Thunderstorms, those heralds of Spring, roar, casting their dark mantle over heaven,
Then they die away to silence, and the birds take up their charming songs once more.

Largo
On the flower-strewn meadow, with leafy branches rustling overhead, the goat-herd sleeps, his faithful dog beside him. [A peaceful, languorous movement; the repeated rhythm in the violas depicts the dog barking.]

Allegro
Led by the festive sound of rustic bagpipes, nymphs and shepherds lightly dance beneath the brilliant canopy of spring.

 

 

Winter

 

Allegro non molto
To tremble from cold in the icy snow,
In the harsh breath of a horrid wind;
To run, stamping one's feet every moment,
Our teeth chattering in the extreme cold

Largo
Before the fire to pass peaceful,
Contented days while the rain outside pours down. [Note the violin pizzicatos suggesting the rain plopping outside.]

Allegro
We tread the icy path slowly and cautiously, for fear of tripping and falling.
Then turn abruptly, slip, crash on the ground and, rising, hasten on across the ice lest it cracks up.
We feel the chill north winds course through the home despite the locked and bolted doors...
this is winter, which nonetheless brings its own delights.

 

 

Ludwig van Beethoven (1770–1827) 

Symphony No. 9 in D minor, op. 125, “Choral”
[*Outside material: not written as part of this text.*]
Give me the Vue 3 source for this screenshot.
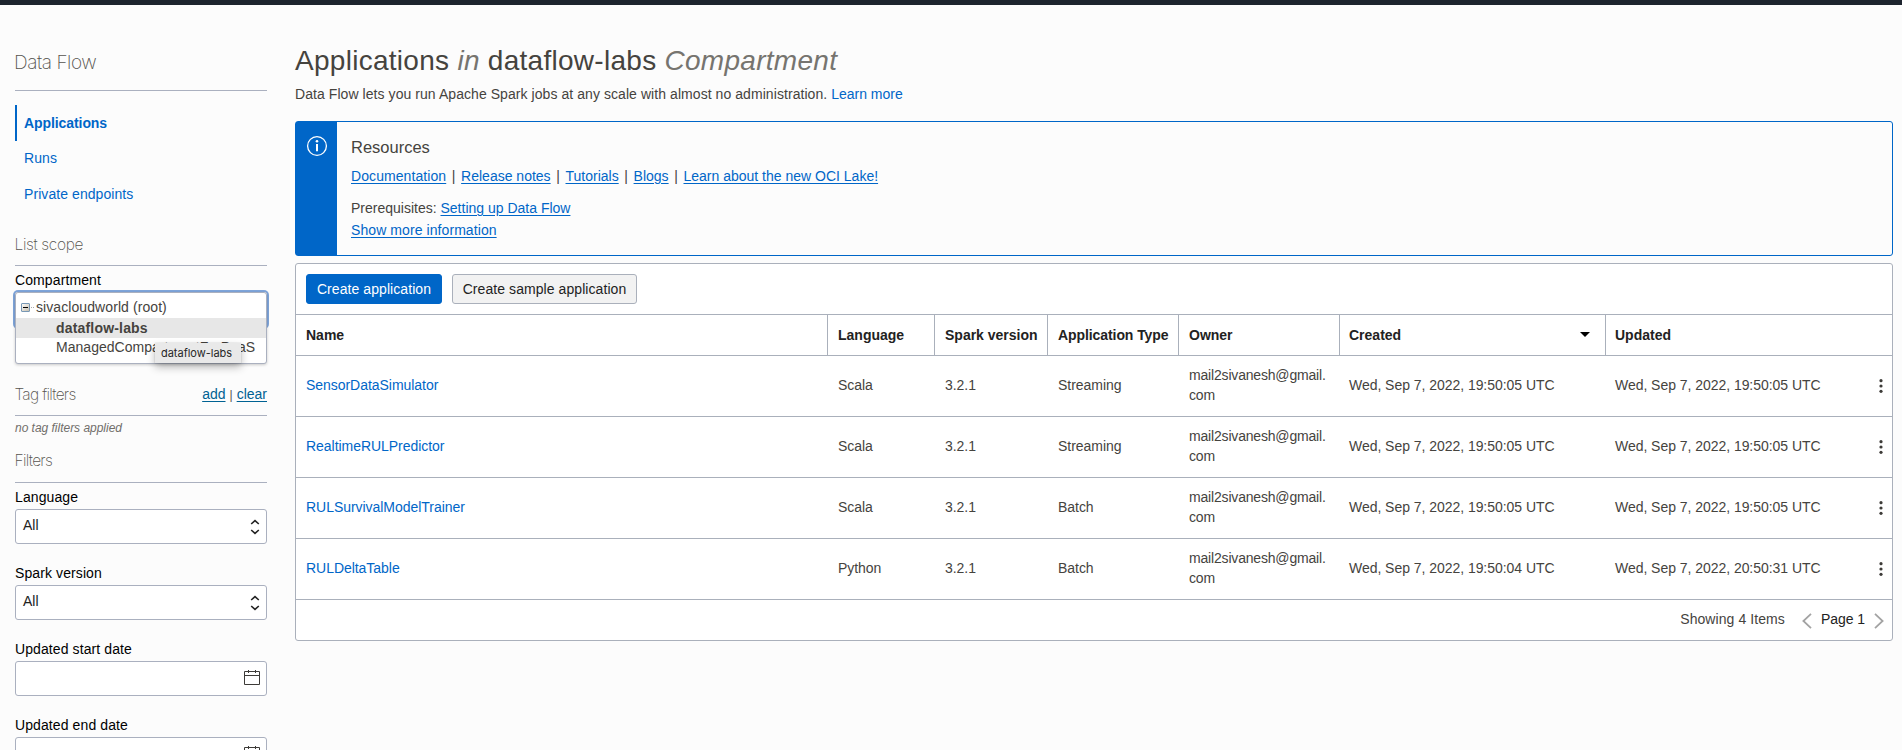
<script setup>
const nav = [
  { label: 'Applications', active: true },
  { label: 'Runs' },
  { label: 'Private endpoints' },
]
const resources = [
  { label: 'Documentation', cls: 'wide' },
  { label: 'Release notes' },
  { label: 'Tutorials' },
  { label: 'Blogs' },
  { label: 'Learn about the new OCI Lake!' },
]
const columns = [
  { label: 'Name' },
  { label: 'Language' },
  { label: 'Spark version' },
  { label: 'Application Type', cls: 'tight' },
  { label: 'Owner' },
  { label: 'Created', sorted: true },
  { label: 'Updated' },
]
const rows = [
  { name: 'SensorDataSimulator', lang: 'Scala', type: 'Streaming', created: '19:50:05', updated: '19:50:05' },
  { name: 'RealtimeRULPredictor', lang: 'Scala', type: 'Streaming', created: '19:50:05', updated: '19:50:05' },
  { name: 'RULSurvivalModelTrainer', lang: 'Scala', type: 'Batch', created: '19:50:05', updated: '19:50:05' },
  { name: 'RULDeltaTable', lang: 'Python', type: 'Batch', created: '19:50:04', updated: '20:50:31' },
]
const selects = ['Language', 'Spark version']
const dates = ['Updated start date', 'Updated end date']
</script>

<template>
  <div class="page">
    <div class="topbar"></div>
    <div class="layout">
      <aside class="sidebar">
        <h2 class="product">Data Flow</h2>
        <nav class="nav">
          <a v-for="n in nav" :key="n.label" class="nav-item" :class="{ active: n.active }">{{ n.label }}</a>
        </nav>

        <h3 class="section scope">List scope</h3>
        <label class="label comp-label">Compartment</label>
        <div class="compartment">
          <div class="tree">
            <div class="node root">
              <svg class="toggle" width="14" height="9" viewBox="0 0 14 9">
                <defs>
                  <linearGradient id="tg" x1="0" y1="0" x2="1" y2="1">
                    <stop offset="0" stop-color="#fff" />
                    <stop offset="1" stop-color="#c3bbaa" />
                  </linearGradient>
                </defs>
                <rect x=".5" y=".5" width="8" height="8" rx=".5" fill="url(#tg)" stroke="#7898b5" />
                <path d="M2 4.5h5" stroke="#000" />
                <path d="M10 4.5h1M12 4.5h1" stroke="#aaa" />
              </svg>
              <span>sivacloudworld (root)</span>
            </div>
            <div class="node child selected">dataflow-labs</div>
            <div class="node child">ManagedCompartmentForPaaS</div>
            <div class="tooltip">dataflow-labs</div>
          </div>
        </div>

        <div class="section tags">
          <h3>Tag filters</h3>
          <span class="tag-actions"><a>add</a><i>|</i><a>clear</a></span>
        </div>
        <div class="none">no tag filters applied</div>

        <h3 class="section filters">Filters</h3>
        <div v-for="s in selects" :key="s" class="field">
          <label class="label">{{ s }}</label>
          <div class="control">
            <span>All</span>
            <svg class="updown" width="10" height="16" viewBox="0 0 10 16" fill="none" stroke="#222" stroke-width="1.6">
              <path d="M1.2 5 5 1.6 8.8 5M1.2 11 5 14.4 8.8 11" />
            </svg>
          </div>
        </div>
        <div v-for="d in dates" :key="d" class="field">
          <label class="label">{{ d }}</label>
          <div class="control">
            <svg class="cal" width="16" height="15" viewBox="0 0 16 15" fill="none" stroke="#3d3b38">
              <path d="M.5 1.5h15v13H.5zM.5 5.5h15M4.5 0v3M11.5 0v3" />
            </svg>
          </div>
        </div>
      </aside>

      <main class="main">
        <h1 class="title">
          Applications <em>in</em> dataflow-labs <em>Compartment</em>
        </h1>
        <p class="desc"><span>Data Flow lets you run Apache Spark jobs at any scale with almost no administration.</span> <a>Learn more</a></p>

        <section class="info">
          <div class="strip">
            <svg width="22" height="22" viewBox="0 0 22 22">
              <circle cx="11" cy="11" r="9.4" fill="none" stroke="#fff" stroke-width="1.3" />
              <path d="M11 9v7.2" stroke="#fff" stroke-width="2" />
              <circle cx="11" cy="6.2" r="1.3" fill="#fff" />
            </svg>
          </div>
          <div class="info-body">
            <h4>Resources</h4>
            <div class="links">
              <template v-for="(r, i) in resources" :key="r.label">
                <i v-if="i">|</i><a :class="r.cls">{{ r.label }}</a>
              </template>
            </div>
            <div class="prereq">Prerequisites: <a>Setting up Data Flow</a></div>
            <div class="more"><a class="wide">Show more information</a></div>
          </div>
        </section>

        <section class="table">
          <div class="toolbar">
            <button class="btn primary">Create application</button>
            <button class="btn">Create sample application</button>
          </div>
          <div class="grid head">
            <div v-for="c in columns" :key="c.label" class="th">
              <span :class="c.cls">{{ c.label }}</span>
              <svg v-if="c.sorted" class="sort" width="10" height="5" viewBox="0 0 10 5"><path d="M0 0h10L5 5z" /></svg>
            </div>
          </div>
          <div v-for="r in rows" :key="r.name" class="grid row">
            <div><a>{{ r.name }}</a></div>
            <div>{{ r.lang }}</div>
            <div>3.2.1</div>
            <div>{{ r.type }}</div>
            <div><span class="mail">mail2sivanesh@gmail.<wbr>com</span></div>
            <div>Wed, Sep 7, 2022, {{ r.created }} UTC</div>
            <div class="last">
              <span>Wed, Sep 7, 2022, {{ r.updated }} UTC</span>
              <svg class="kebab" width="4" height="14" viewBox="0 0 4 14" fill="#3d3b38">
                <circle cx="2" cy="1.7" r="1.6" /><circle cx="2" cy="7" r="1.6" /><circle cx="2" cy="12.3" r="1.6" />
              </svg>
            </div>
          </div>
          <div class="foot">
            <span class="showing">Showing 4 Items</span>
            <svg width="10" height="16" viewBox="0 0 10 16" fill="none" stroke="#a3a3a3" stroke-width="1.8"><path d="M9 .8 1.4 8 9 15.2" /></svg>
            <span class="pg">Page 1</span>
            <svg width="10" height="16" viewBox="0 0 10 16" fill="none" stroke="#a3a3a3" stroke-width="1.8"><path d="M1 .8 8.6 8 1 15.2" /></svg>
          </div>
        </section>
      </main>
    </div>
  </div>
</template>

<style>
html, body { margin: 0; overflow: hidden; background: #fcfcfc; }
</style>

<style scoped>
* { box-sizing: border-box; }
.page {
  height: 750px;
  overflow: hidden;
  background: #fcfcfc;
  color: #45433e;
  font: 14px/20px "Liberation Sans", Arial, sans-serif;
}
h1, h2, h3, h4, p { margin: 0; font-weight: 400; }
a { color: #0066c8; }
.topbar { height: 5px; background: #1d242e; }
.layout { display: flex; padding-left: 15px; }
.sidebar { width: 252px; flex: none; }

.product {
  height: 86px;
  padding-top: 43px;
  border-bottom: 1px solid #aab0bf;
  font: 200 19px/30px Inter, "Liberation Sans", sans-serif;
  letter-spacing: -0.45px;
  text-indent: -1px;
  color: #55534e;
}
.nav { padding-top: 14px; }
.nav-item {
  display: block;
  height: 35.5px;
  padding-left: 9px;
  line-height: 35px;
  letter-spacing: 0.07px;
}
.nav-item:last-child { line-height: 36px; }
.nav-item.active { border-left: 2px solid #0066c8; padding-left: 7px; line-height: 37px; font-weight: 700; letter-spacing: -0.08px; }
.section {
  height: 40px;
  border-bottom: 1px solid #aab0bf;
}
.section, .section h3 {
  font: 200 15.5px/20px Inter, "Liberation Sans", sans-serif;
  letter-spacing: -0.7px;
  text-indent: -0.5px;
  color: #55534e;
}
.section.scope { margin-top: 15.5px; height: 39px; padding-top: 8px; letter-spacing: -0.35px; }
.label { display: block; height: 20px; color: #000; letter-spacing: 0.1px; }
.comp-label { margin-top: 4px; }
.compartment {
  height: 35px;
  margin: 2px 0 0;
  border-radius: 3px;
  box-shadow: 0 0 0 2px #7fa5da;
}
.tree {
  position: relative;
  height: 72px;
  padding-top: 5px;
  background: #fff;
  border: 1px solid #aab0bf;
  border-radius: 3px;
  box-shadow: 0 1px 3px rgba(0, 0, 0, 0.2);
}
.node { height: 20px; line-height: 20px; white-space: nowrap; }
.root { display: flex; align-items: center; padding-left: 5px; letter-spacing: 0.08px; }
.root span { margin-top: -2px; }
.toggle { margin: -2px 1px 0 0; }
.child { height: 19px; line-height: 18px; padding-left: 40px; letter-spacing: 0.03px; }
.selected { height: 20px; line-height: 20px; background: #e7e7e7; font-weight: 700; letter-spacing: 0.18px; }
.tooltip {
  position: absolute;
  left: 139px;
  top: 50px;
  width: 86px;
  height: 20px;
  padding-left: 6px;
  background: #e9e9e9;
  box-shadow: 0 4px 9px rgba(0, 0, 0, 0.28), 0 0 1px rgba(0, 0, 0, 0.25);
  color: #262626;
  font: 11px/21px Inter, sans-serif;
  letter-spacing: -0.02px;
}
.tags { display: flex; justify-content: space-between; margin-top: 57px; height: 32px; }
.section.tags h3 { padding-top: 1px; }
.tag-actions { font: 14px/20px "Liberation Sans", sans-serif; letter-spacing: 0; text-indent: 0; }
.tag-actions a { color: #006293; text-decoration: underline; text-underline-offset: 2px; }
.tag-actions i { margin: 0 4px; font: 12px "Liberation Sans", sans-serif; }
.none { margin-top: 2px; font-size: 12px; font-style: italic; line-height: 20px; color: #716e6a; letter-spacing: -0.02px; }
.section.filters { margin-top: 12px; height: 33px; padding-top: 1px; }
.field { height: 76px; padding-top: 4px; }
.control {
  display: flex;
  align-items: center;
  justify-content: space-between;
  height: 35px;
  margin-top: 2px;
  padding: 0 6px 0 7px;
  background: #fff;
  border: 1px solid #aab0bf;
  border-radius: 3px;
  color: #222;
}
.control span { margin-top: -3px; }
.cal { margin: -3px 0 0 auto; }

.main { flex: none; width: 1598px; margin-left: 28px; }
.title {
  padding-top: 40px;
  height: 77px;
  font-size: 28px;
  line-height: 32px;
  letter-spacing: 0.28px;
  white-space: nowrap;
}
.title em { color: #76746f; }
.desc { height: 39px; padding-top: 2px; line-height: 20px; }
.desc span { letter-spacing: 0.065px; }
.info {
  display: flex;
  height: 135px;
  border: 1px solid #0066c8;
  border-radius: 3px;
}
.strip { width: 41px; flex: none; padding: 13px 0 0 10px; background: #0066c8; }
.strip svg { display: block; }
.info-body { padding: 14px 0 0 14px; }
.info-body a { text-decoration: underline; text-underline-offset: 2px; }
.info-body .wide { letter-spacing: 0.08px; }
.info-body h4 { height: 30px; font-size: 16.5px; line-height: 22px; }
.links { display: flex; height: 32px; }
.links i { font-style: normal; width: 14.9px; text-align: center; }
.prereq { height: 22px; }
.table {
  margin-top: 7px;
  height: 378px;
  background: #fff;
  border: 1px solid #aab0bb;
  border-radius: 3px;
}
.toolbar { display: flex; gap: 10px; height: 51px; padding: 10px; border-bottom: 1px solid #aab0bb; }
.btn {
  width: 185px;
  height: 30px;
  padding: 0;
  border: 1px solid #aab0bb;
  border-radius: 3px;
  background: #f2f2f2;
  color: #222;
  font: 14px/28px "Liberation Sans", sans-serif;
  letter-spacing: 0.07px;
}
.primary { width: 136px; background: #0066c8; border-color: #0066c8; color: #fff; }
.grid {
  display: grid;
  grid-template-columns: 532px 107px 113px 131px 161px 266px 1fr;
  border-bottom: 1px solid #aab0bb;
}
.grid > div { display: flex; align-items: center; padding-left: 10px; white-space: nowrap; }
.grid > div:nth-child(n + 6) { padding-left: 9px; }
.head { height: 41px; }
.th { justify-content: space-between; border-right: 1px solid #aab0bb; font-weight: 700; color: #222; }
.th:last-child { border-right: 0; }
.tight { letter-spacing: -0.08px; }
.sort { margin: -2px 15px 0 0; }
.row { height: 61px; letter-spacing: -0.04px; }
.row > div { padding-bottom: 2px; }
.mail { width: 141px; white-space: normal; letter-spacing: -0.18px; }
.last { justify-content: space-between; }
.kebab { margin: 1px 9px 0 0; }
.foot { display: flex; justify-content: flex-end; align-items: center; height: 40px; padding-right: 8px; }
.foot svg { margin-top: 2px; }
.foot .showing { margin: -3px 17px 0 0; letter-spacing: 0.08px; }
.foot .pg { margin: -3px 9px 0 9px; color: #222; letter-spacing: -0.05px; }
</style>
              I. Allegro ma non troppo, un poco maestoso

             II. Scherzo: Molto vivace

            III. Adagio molto e cantabile—Andante moderato

            IV. Presto—Recitative—Allegro assai vivace, alla Marcia

                  Andante maestoso --- Allegro energico, sempre ben marcato

                  Allegro ma non tanto --- Prestissimo

 

Unlike the programmatic format of Vivaldi’s  Seasons,  the bulk of Beethoven’s music is “absolute” music.  Absolute music is music for its own sake and owes little or nothing to extra-musical considerations.  It is generally devoid of any intentional attempts to depict pictures, events, or anything other than just the music itself.  There are exceptions of course, even in Beethoven’s music – the “Pastorale” symphony and “Wellington’s Victory,” for  example.  In the mighty 9th symphony,  “one of the most stupendous and exhilarating instance of Western art,” most of the music is of the “absolute,” but the extraordinarily innovative inclusion of the “choral” finale, set to a specific text, makes this final symphony of Beethoven’s really “about something.”  It is in this “Ode to Joy” by Friedrich Schiller that the music celebrates the joy of brotherhood that can lift mankind above the pain of life and of living.

 

Beethoven’s  final years saw him becoming increasingly isolated.  Because of his deafness, he was no longer able to function as a performer and was no longer the center of Vienna’s musical life.  The need he had to communicate to an increasingly remote world led him to the directness of words, a reaching out to humanity and hopefully touching the human spirit as forcefully as possible.  With the incorporation of the Schiller Ode which provides the text for the finale,  Beethoven does not merely praise joy, but indelibly expresses his belief that it is in joy and the brotherhood of man where man’s salvation may be found.  Although Beethoven had experimented with the device of including a choral finale, particularly in the Choral fantasy of 1808, what he was doing here was nothing short of revolutionary.

 

The premiere of the 9th on May 7, 1824,  was an occasion of triumph and poignancy.  Owing to his deafness, Beethoven was of course unable to conduct, although he had supervised the rehearsals.  Knowing he could not hear them, his singers, frustrated with his refusal to change some of the more difficult notes, simply omitted them.  The conductor, Michael Umlauf,  instructed the musicians to ignore the composer who was seated on stage, and who most certainly would begin to beat out the time.  At the end of the performance, Beethoven was so engrossed in the score that he did not realize the symphony had concluded and he couldn’t hear the tumultuous applause.  One of the soloists touched his sleeve and turned him around so he could see the waving handkerchiefs and clapping hands.  Then he bowed to the audience and acknowledged applause which he could not hear for his own music also which he could not hear.

 

The opening of the symphony is justifiably famous in its growing from nothingness and creating an atmosphere of awe and expectation until the great proud theme is reached.  Richard Wagner described the development which follows as “a struggle conceived in the greatest grandeur of the soul contending for happiness against the oppression of that power which places itself between us and the joys of the earth.”  The second movement is a scherzo which is an expression of joy, movement, and rhythmic vitality and momentum.  This music took on a life of its own for many of us who recall it as the theme music for “The Huntley-Brinkley Report” during the 1960s.

 

The noble adagio inspired Hector Berlioz to comment:  “ If my prose could only give an approximate idea of [the principal melodies], music would have found a rival in the written speech such as the greatest of poets himself would never succeed in putting against her.”  The serenity of the adagio is shattered by a savage outburst of sound which announces the fourth movement.  Main themes from the first three movements are recalled until a melody first played by the cellos and basses, then by the violas and violins reveal the “joy” theme.  The angry opening of the movement is heard again and leads to the opening baritone solo of Schiller’s “Ode.”